> [Data lines]:
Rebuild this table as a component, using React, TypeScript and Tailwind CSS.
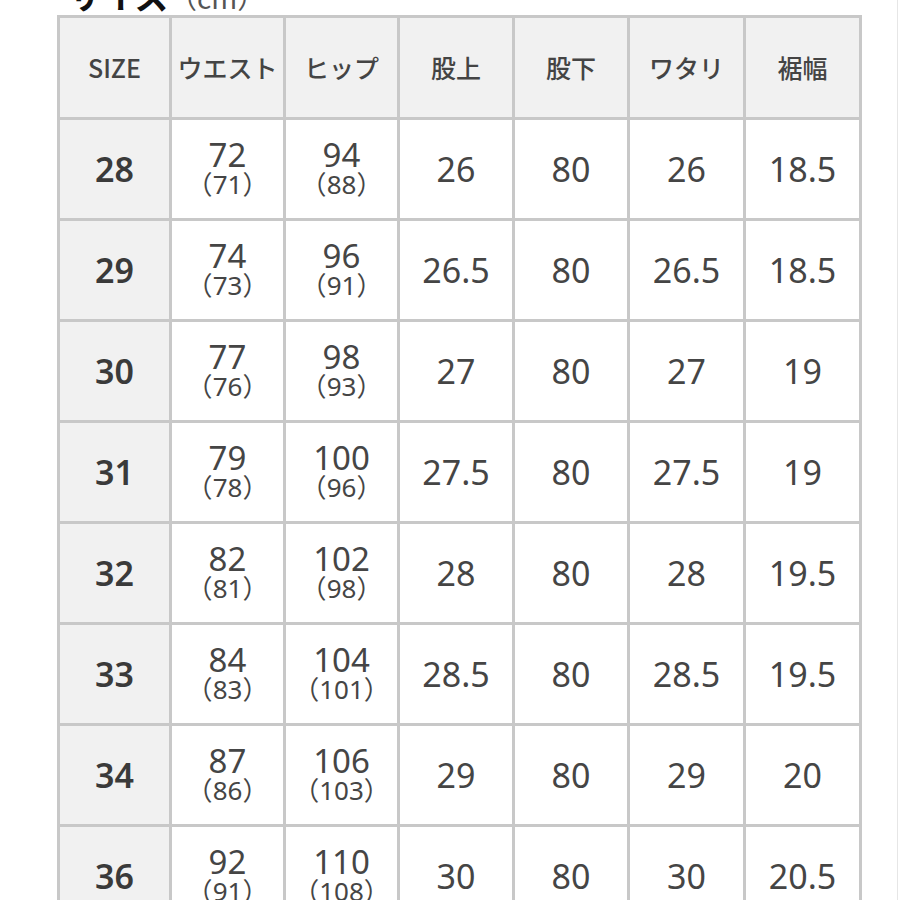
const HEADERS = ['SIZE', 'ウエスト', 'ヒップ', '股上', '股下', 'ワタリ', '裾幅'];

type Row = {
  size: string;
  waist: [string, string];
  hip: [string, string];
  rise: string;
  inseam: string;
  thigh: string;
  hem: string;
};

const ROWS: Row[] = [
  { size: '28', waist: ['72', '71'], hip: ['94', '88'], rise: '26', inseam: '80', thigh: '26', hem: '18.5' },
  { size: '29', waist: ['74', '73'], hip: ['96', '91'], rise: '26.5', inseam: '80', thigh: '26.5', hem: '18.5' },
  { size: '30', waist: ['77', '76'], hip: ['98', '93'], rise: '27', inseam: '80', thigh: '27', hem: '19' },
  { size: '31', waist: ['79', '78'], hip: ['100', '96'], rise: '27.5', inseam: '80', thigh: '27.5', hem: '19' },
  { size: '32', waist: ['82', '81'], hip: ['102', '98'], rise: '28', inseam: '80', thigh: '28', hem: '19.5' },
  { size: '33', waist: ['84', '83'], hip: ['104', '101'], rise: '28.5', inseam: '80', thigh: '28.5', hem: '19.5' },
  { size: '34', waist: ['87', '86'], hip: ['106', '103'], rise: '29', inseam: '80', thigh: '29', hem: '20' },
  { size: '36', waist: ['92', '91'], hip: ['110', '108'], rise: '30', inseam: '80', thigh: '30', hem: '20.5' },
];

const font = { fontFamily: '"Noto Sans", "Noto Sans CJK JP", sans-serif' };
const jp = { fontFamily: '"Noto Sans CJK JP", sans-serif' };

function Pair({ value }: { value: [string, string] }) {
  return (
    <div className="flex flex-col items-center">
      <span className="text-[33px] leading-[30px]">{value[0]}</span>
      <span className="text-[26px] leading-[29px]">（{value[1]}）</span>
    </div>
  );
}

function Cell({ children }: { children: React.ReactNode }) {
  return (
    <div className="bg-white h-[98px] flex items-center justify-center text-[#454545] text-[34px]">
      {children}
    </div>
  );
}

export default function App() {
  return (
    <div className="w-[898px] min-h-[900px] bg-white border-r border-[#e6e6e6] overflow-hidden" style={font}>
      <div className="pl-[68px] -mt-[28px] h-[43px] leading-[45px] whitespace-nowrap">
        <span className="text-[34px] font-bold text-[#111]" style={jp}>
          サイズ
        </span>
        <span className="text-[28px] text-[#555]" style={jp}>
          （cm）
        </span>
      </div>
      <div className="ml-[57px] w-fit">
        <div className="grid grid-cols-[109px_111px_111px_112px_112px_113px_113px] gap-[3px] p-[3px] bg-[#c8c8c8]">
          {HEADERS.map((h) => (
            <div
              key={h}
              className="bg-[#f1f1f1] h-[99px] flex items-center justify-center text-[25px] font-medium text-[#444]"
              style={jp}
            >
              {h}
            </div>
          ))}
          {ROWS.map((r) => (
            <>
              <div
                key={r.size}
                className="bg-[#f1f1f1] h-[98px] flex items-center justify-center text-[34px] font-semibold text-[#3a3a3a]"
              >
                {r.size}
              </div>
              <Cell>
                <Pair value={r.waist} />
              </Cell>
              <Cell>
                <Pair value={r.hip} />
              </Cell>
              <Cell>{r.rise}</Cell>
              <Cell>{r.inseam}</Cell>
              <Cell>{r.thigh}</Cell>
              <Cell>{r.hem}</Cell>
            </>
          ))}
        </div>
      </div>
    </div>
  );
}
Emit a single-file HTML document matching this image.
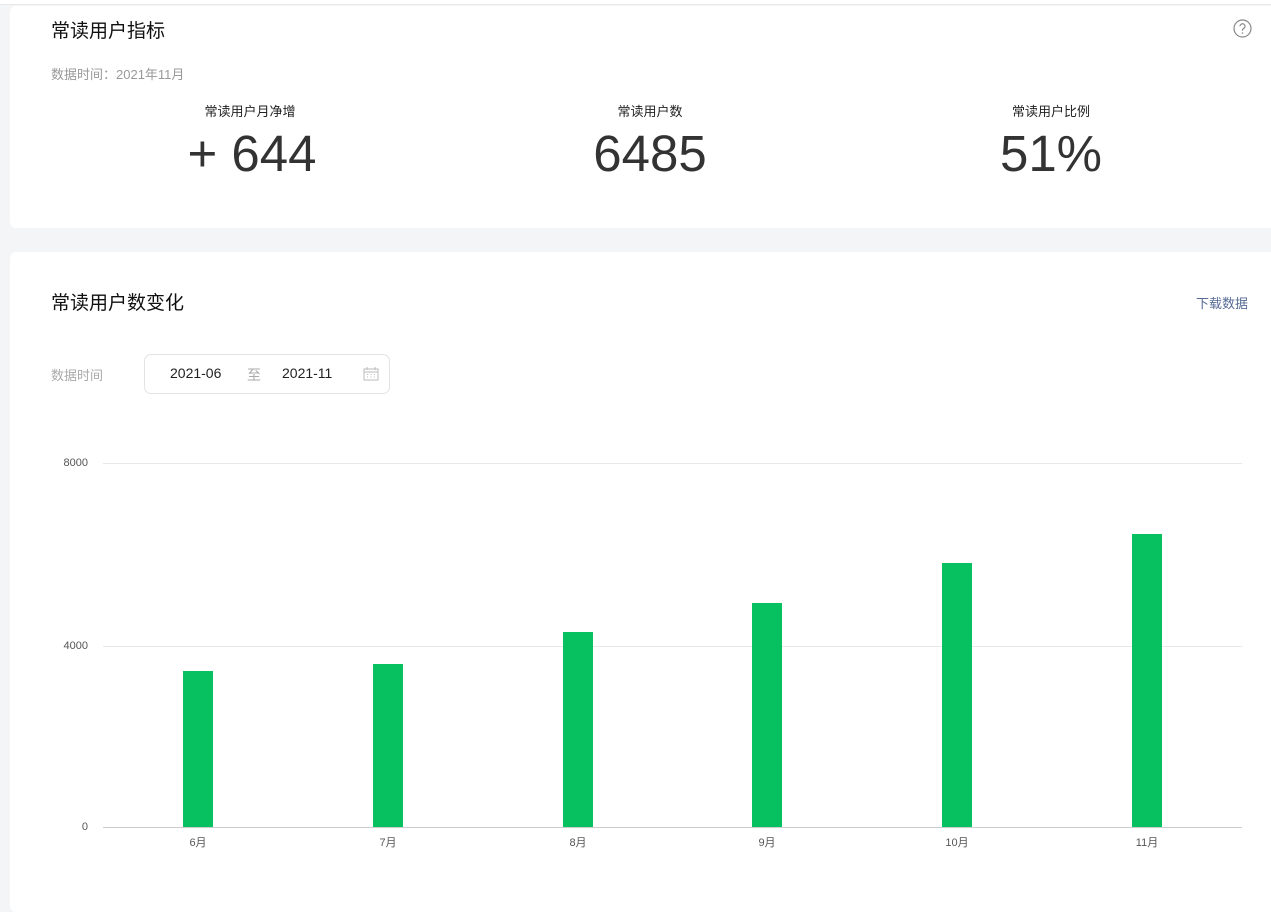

==

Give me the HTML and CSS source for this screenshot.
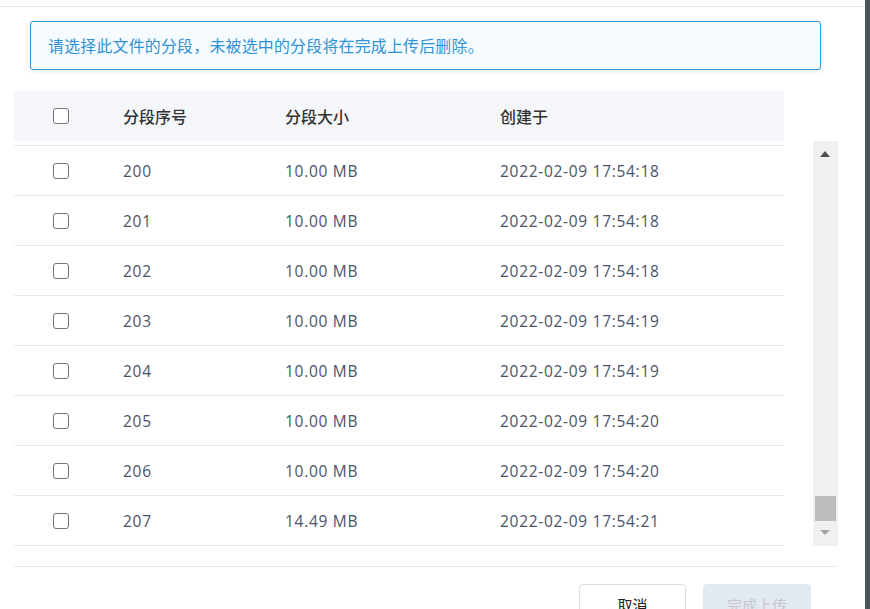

> [Instructions to follow]: Give the count of lines in the listing that hold the word "this", with no other text.

> [The completed task]: 3